The city had agreed to pay its share of an $800 million plan to fix the subway system, half of which the state agreed to pay as part of the state budget deal passed Friday night.
A mayor's spokesperson said Saturday that the city is contributing $418 million to the emergency repair plan.
The announcement came after a bit of an impasse between the city and the state over a plan drawn up by the MTA.
The $800 million plan is in addition to a recurring $400 million allocated for the MTA from new surcharges on for-hire vehicles, which were defined in the budget.
The money in the $800 million plan will go towards repairing signals, cleaning stations, and adding more maintenance workers.
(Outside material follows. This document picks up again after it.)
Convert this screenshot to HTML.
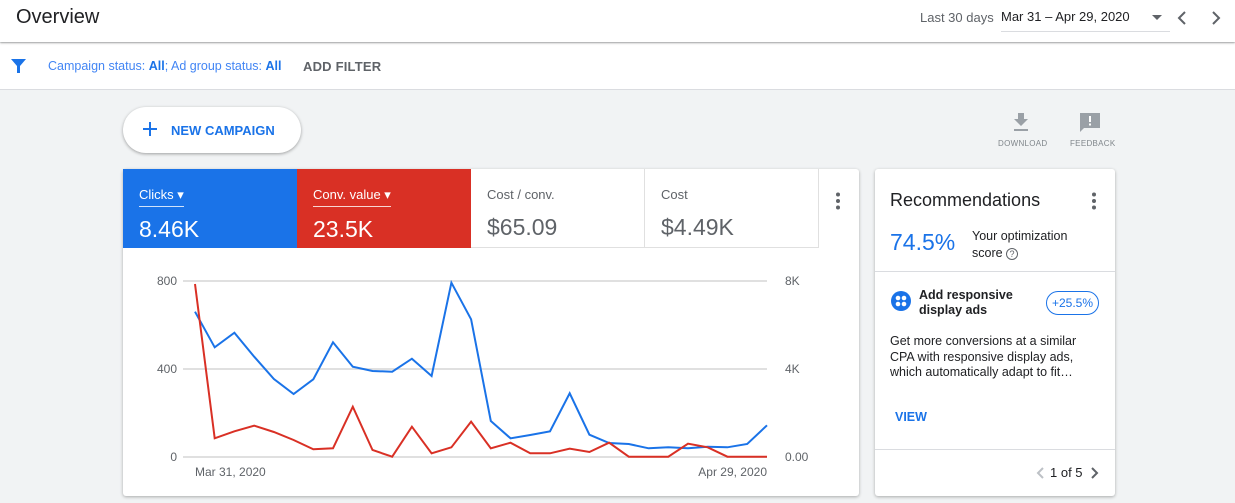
<!DOCTYPE html>
<html><head><meta charset="utf-8"><style>
*{box-sizing:border-box;margin:0;padding:0}
body{width:1235px;height:503px;overflow:hidden;background:#f1f3f4;font-family:"Liberation Sans",Arial,sans-serif;position:relative;color:#202124}
.abs{position:absolute}
#hdr{left:0;top:0;width:1235px;height:42px;background:#fff;box-shadow:0 1px 2px rgba(0,0,0,.35);z-index:2}
#flt{left:0;top:43px;width:1235px;height:47px;background:#fff;border-bottom:1px solid #dadce0}
.card{background:#fff;border-radius:3px;box-shadow:0 1px 3px rgba(0,0,0,.3)}
.tile{top:169px;height:79px;width:174px;padding:17px 0 0 16px}
.tl{font-size:13px;display:inline-block;padding-bottom:3px}
.tv{font-size:23px;margin-top:9px}
</style></head><body>
<div id="hdr" class="abs">
 <div class="abs" style="left:16px;top:6px;font-size:20px;color:#202124">Overview</div>
 <div class="abs" style="left:920px;top:10px;font-size:13px;color:#5f6368">Last 30 days</div>
 <div class="abs" style="left:1001px;top:9px;font-size:13px;color:#202124">Mar 31 – Apr 29, 2020</div>
 <div class="abs" style="left:1001px;top:31px;width:169px;height:1px;background:#dadce0"></div>
 <svg class="abs" style="left:1150px;top:12px" width="14" height="10"><path d="M2 3h10l-5 5z" fill="#5f6368"/></svg>
 <svg class="abs" style="left:1174px;top:9px" width="16" height="18"><path d="M11 3l-6 6 6 6" stroke="#5f6368" stroke-width="2" fill="none"/></svg>
 <svg class="abs" style="left:1208px;top:9px" width="16" height="18"><path d="M5 3l6 6-6 6" stroke="#5f6368" stroke-width="2" fill="none"/></svg>
</div>
<div id="flt" class="abs">
 <svg class="abs" style="left:10px;top:14px" width="18" height="18"><path d="M1 2h15l-6 7v7h-3v-7z" fill="#1a73e8"/></svg>
 <div class="abs" style="left:48px;top:16px;font-size:12.5px;color:#4285f4">Campaign status: <b style="color:#1a73e8">All</b>; Ad group status: <b style="color:#1a73e8">All</b></div>
 <div class="abs" style="left:303px;top:16px;font-size:13px;color:#5f6368;font-weight:bold;letter-spacing:.2px">ADD FILTER</div>
</div>
<div class="abs" style="left:123px;top:107px;width:178px;height:46px;background:#fff;border-radius:23px;box-shadow:0 1px 3px rgba(0,0,0,.35)">
 <svg class="abs" style="left:19px;top:14px" width="16" height="16"><path d="M8 1v14M1 8h14" stroke="#1a73e8" stroke-width="2"/></svg>
 <div class="abs" style="left:48px;top:16px;font-size:13px;font-weight:bold;color:#1a73e8">NEW CAMPAIGN</div>
</div>
<svg class="abs" style="left:1011px;top:112px" width="20" height="20"><path d="M7 1h6v6h4l-7 7-7-7h4zM3 17h14v2H3z" fill="#9aa0a6"/></svg>
<div class="abs" style="left:998px;top:139px;font-size:8px;color:#80868b;letter-spacing:.3px">DOWNLOAD</div>
<svg class="abs" style="left:1079px;top:112px" width="22" height="22"><path d="M1 1h20v15H5l-4 4z" fill="#9aa0a6"/><rect x="10" y="4" width="2" height="6" fill="#fff"/><rect x="10" y="11.5" width="2" height="2" fill="#fff"/></svg>
<div class="abs" style="left:1070px;top:139px;font-size:8px;color:#80868b;letter-spacing:.3px">FEEDBACK</div>

<div class="abs card" style="left:123px;top:169px;width:736px;height:327px"></div>
<div class="abs tile" style="left:123px;background:#1a73e8;color:#fff"><div class="tl" style="border-bottom:1px solid rgba(255,255,255,.8)">Clicks ▾</div><div class="tv">8.46K</div></div>
<div class="abs tile" style="left:297px;background:#d93025;color:#fff"><div class="tl" style="border-bottom:1px solid rgba(255,255,255,.8)">Conv. value ▾</div><div class="tv">23.5K</div></div>
<div class="abs tile" style="left:471px;color:#5f6368;border-right:1px solid #e0e0e0;border-bottom:1px solid #e0e0e0"><div class="tl">Cost / conv.</div><div class="tv">$65.09</div></div>
<div class="abs tile" style="left:645px;width:174px;color:#5f6368;border-right:1px solid #e0e0e0;border-bottom:1px solid #e0e0e0"><div class="tl">Cost</div><div class="tv">$4.49K</div></div>
<svg class="abs" style="left:834px;top:192px" width="8" height="18"><circle cx="4" cy="2.5" r="2" fill="#5f6368"/><circle cx="4" cy="9" r="2" fill="#5f6368"/><circle cx="4" cy="15.5" r="2" fill="#5f6368"/></svg>

<svg class="abs" style="left:0;top:0" width="1235" height="503">
<g stroke="#e0e0e0" stroke-width="2"><line x1="183" y1="281" x2="767" y2="281"/><line x1="183" y1="369" x2="767" y2="369"/><line x1="183" y1="457" x2="767" y2="457"/></g>
<g font-family="Liberation Sans,Arial" font-size="12" fill="#5f6368">
<text x="177" y="285" text-anchor="end">800</text><text x="177" y="373" text-anchor="end">400</text><text x="177" y="461" text-anchor="end">0</text>
<text x="785" y="285">8K</text><text x="785" y="373">4K</text><text x="785" y="461">0.00</text>
<text x="195" y="476">Mar 31, 2020</text><text x="767" y="476" text-anchor="end">Apr 29, 2020</text></g>
<polyline fill="none" stroke="#1a73e8" stroke-width="2" points="195,311.7 214.7,347.3 234.4,332.7 254.2,356.7 273.9,379 293.6,394 313.3,379.3 333,342.3 352.8,366.7 372.5,371 392.2,371.7 411.9,358.7 431.6,376 451.4,282.7 471.1,319.3 490.8,421 510.5,438.3 530.2,435 550,431.3 569.7,393.3 589.4,434.7 609.1,443 628.8,444 648.6,448.3 668.3,447.3 688,448.3 707.7,446.7 727.4,447.3 747.2,444 767,425.3"/>
<polyline fill="none" stroke="#d93025" stroke-width="2" points="195,284 214.7,438.3 234.4,431.3 254.2,425.7 273.9,432 293.6,440 313.3,449.3 333,448.3 352.8,406.7 372.5,450 392.2,456.7 411.9,426.7 431.6,453.3 451.4,447.3 471.1,421.7 490.8,448.3 510.5,442.7 530.2,453.3 550,453.3 569.7,448.7 589.4,452 609.1,442.7 628.8,456.7 648.6,456.7 668.3,456.7 688,443.7 707.7,447.3 727.4,456.7 747.2,456.7 767,456.7"/>
</svg>

<div class="abs card" style="left:875px;top:169px;width:240px;height:327px">
 <div class="abs" style="left:15px;top:21px;font-size:18px;color:#202124">Recommendations</div>
 <svg class="abs" style="left:215px;top:23px" width="8" height="18"><circle cx="4" cy="2.5" r="2" fill="#5f6368"/><circle cx="4" cy="9" r="2" fill="#5f6368"/><circle cx="4" cy="15.5" r="2" fill="#5f6368"/></svg>
 <div class="abs" style="left:15px;top:60px;font-size:23px;color:#1a73e8">74.5%</div>
 <div class="abs" style="left:97px;top:59px;font-size:12.5px;line-height:17px;color:#202124">Your optimization<br>score <span style="display:inline-block;width:12px;height:12px;border:1px solid #5f6368;border-radius:50%;font-size:9px;text-align:center;line-height:11px;color:#5f6368">?</span></div>
 <div class="abs" style="left:0;top:102px;width:240px;height:1px;background:#dadce0"></div>
 <svg class="abs" style="left:16px;top:122px" width="20" height="20"><circle cx="10" cy="10" r="10" fill="#1a73e8"/><g fill="#fff"><circle cx="7" cy="7" r="2.3"/><circle cx="13" cy="7" r="2.3"/><circle cx="7" cy="13" r="2.3"/><circle cx="13" cy="13" r="2.3"/></g></svg>
 <div class="abs" style="left:44px;top:119px;font-size:12.5px;font-weight:bold;line-height:15px">Add responsive<br>display ads</div>
 <div class="abs" style="left:171px;top:122px;width:53px;height:24px;border:1px solid #1a73e8;border-radius:12px;font-size:12px;color:#1a73e8;text-align:center;line-height:22px">+25.5%</div>
 <div class="abs" style="left:15px;top:165px;font-size:12.5px;line-height:15.5px;color:#202124">Get more conversions at a similar<br>CPA with responsive display ads,<br>which automatically adapt to fit…</div>
 <div class="abs" style="left:20px;top:241px;font-size:12.5px;font-weight:bold;color:#1a73e8">VIEW</div>
 <div class="abs" style="left:0;top:280px;width:240px;height:1px;background:#dadce0"></div>
 <svg class="abs" style="left:160px;top:297px" width="10" height="14"><path d="M8 2l-5 5 5 5" stroke="#bdc1c6" stroke-width="2" fill="none"/></svg>
 <div class="abs" style="left:175px;top:296px;font-size:13px;color:#202124">1 of 5</div>
 <svg class="abs" style="left:215px;top:297px" width="10" height="14"><path d="M2 2l5 5-5 5" stroke="#5f6368" stroke-width="2" fill="none"/></svg>
</div>
</body></html>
"This budget fully funds the short-term emergency action plan. Long-term, the entire surcharge on the for-hire vehicles, which is about $400 million, goes to the MTA. So that's $400 million every year on a recurring basis, long-term, for the MTA," Gov. Andrew Cuomo said in an interview with NY1 on Saturday.
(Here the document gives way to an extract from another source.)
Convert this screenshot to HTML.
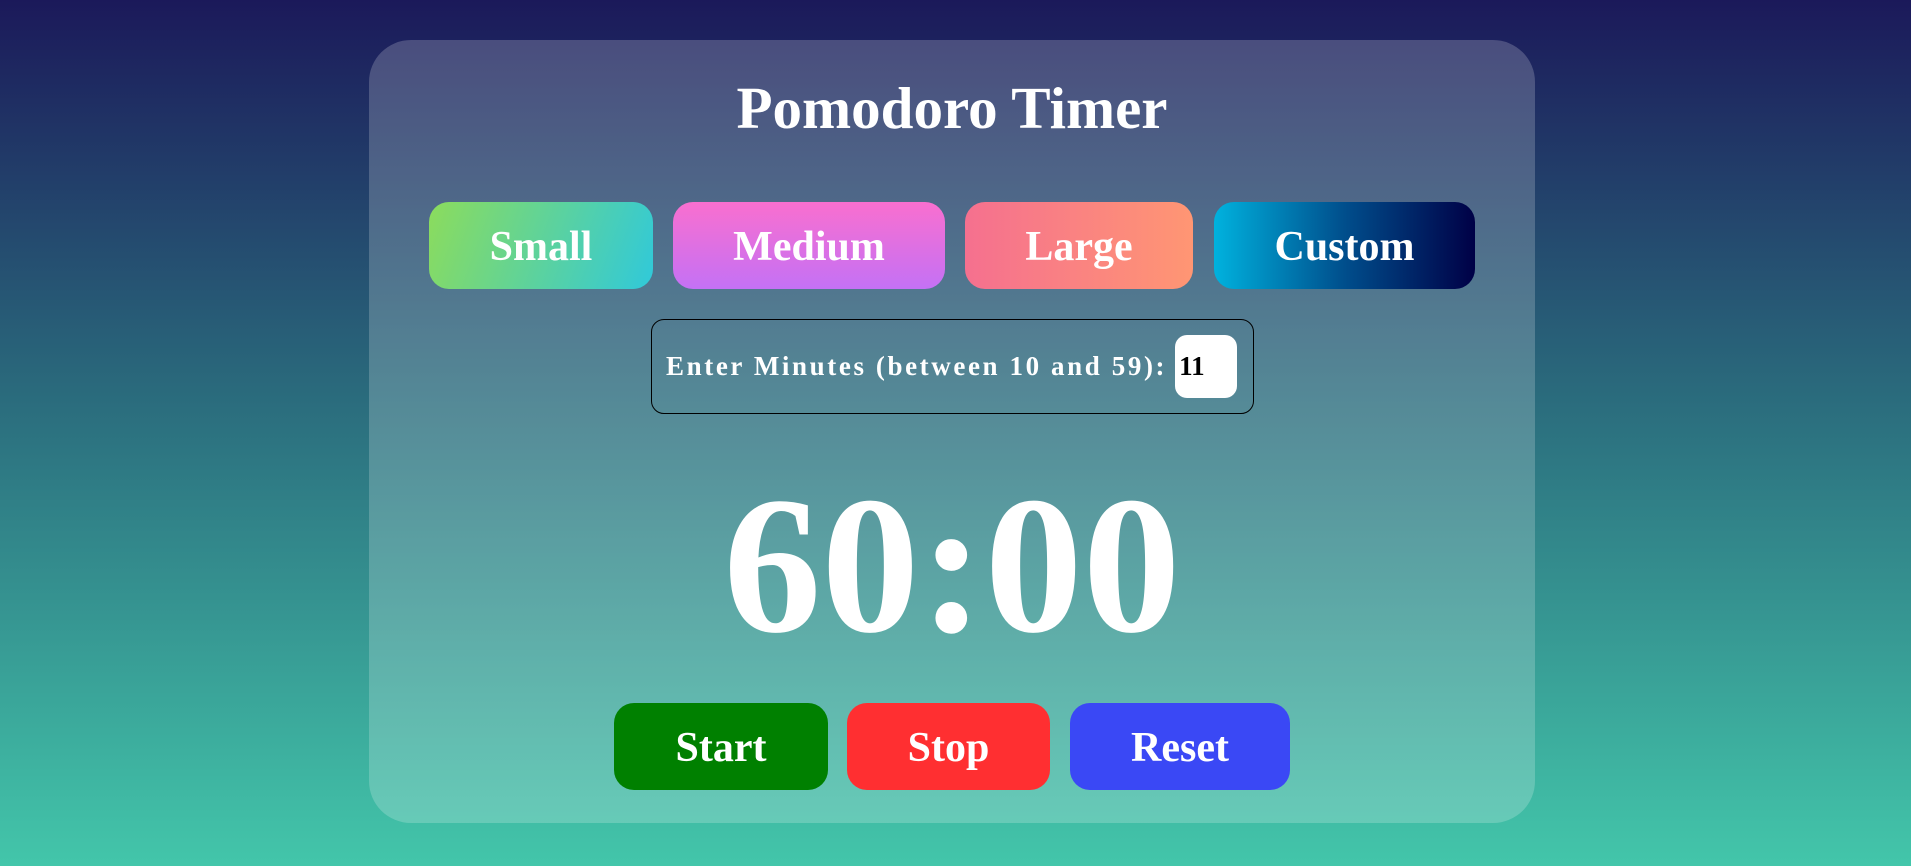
<!DOCTYPE html>
<html><head><style>
*{margin:0;padding:0;box-sizing:border-box}
body{width:1911px;height:866px;overflow:hidden;background:linear-gradient(#1b195a,#2a6a7c 45%,#43c6aa);font-family:"Liberation Serif",serif;font-weight:bold;color:#fff;position:relative}
.card{position:absolute;left:369px;top:40px;width:1166px;height:783px;border-radius:42px;background:rgba(255,255,255,0.2)}
.a{position:absolute;display:flex;align-items:center;justify-content:center;white-space:nowrap}
.title{left:369px;width:1166px;top:71px;height:74px;font-size:59px}
.b{height:87px;top:202px;border-radius:20px;font-size:42px;padding-top:2px}
.c{height:87px;top:703px;border-radius:20px;font-size:42px;padding-top:2px}
.box{left:651px;top:319px;width:603px;height:95px;border:1px solid #000;border-radius:13px;font-size:27px;letter-spacing:2.6px;justify-content:flex-start;padding-left:14px}
.inp{width:62px;height:63px;background:#fff;border-radius:12px;color:#000;margin-left:8px;display:flex;align-items:center;padding-left:4px;letter-spacing:0}
.timer{left:369px;width:1166px;top:450px;height:230px;font-size:196px}
</style></head><body>
<div class="card"></div>
<div class="a title">Pomodoro Timer</div>
<div class="a b" style="left:429px;width:224px;background:linear-gradient(110deg,#8cdc5c,#30c9da)">Small</div>
<div class="a b" style="left:673px;width:272px;background:linear-gradient(#f96fcf,#c471f5)">Medium</div>
<div class="a b" style="left:965px;width:228px;background:linear-gradient(90deg,#f5708f,#ff9673)">Large</div>
<div class="a b" style="left:1214px;width:261px;background:linear-gradient(90deg,#00b2de,#004e8c 50%,#000046)">Custom</div>
<div class="a box">Enter Minutes (between 10 and 59):<div class="inp">11</div></div>
<div class="a timer">60:00</div>
<div class="a c" style="left:614px;width:214px;background:#008000">Start</div>
<div class="a c" style="left:847px;width:203px;background:#ff2f31">Stop</div>
<div class="a c" style="left:1070px;width:220px;background:#3a48f5">Reset</div>
</body></html>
Responding to the budget, the mayor's spokesperson said in a statement: "This budget appears to respond to the mayor's demands on behalf of the city's straphangers. There are no excuses left for the governor to hide behind. He must do his job and fix the subways."
So when you put the $800 million short-term emergency action plan together, which is now intact, and $400 million on the surcharge for for-hire vehicles, that's short term and a long term funding stream."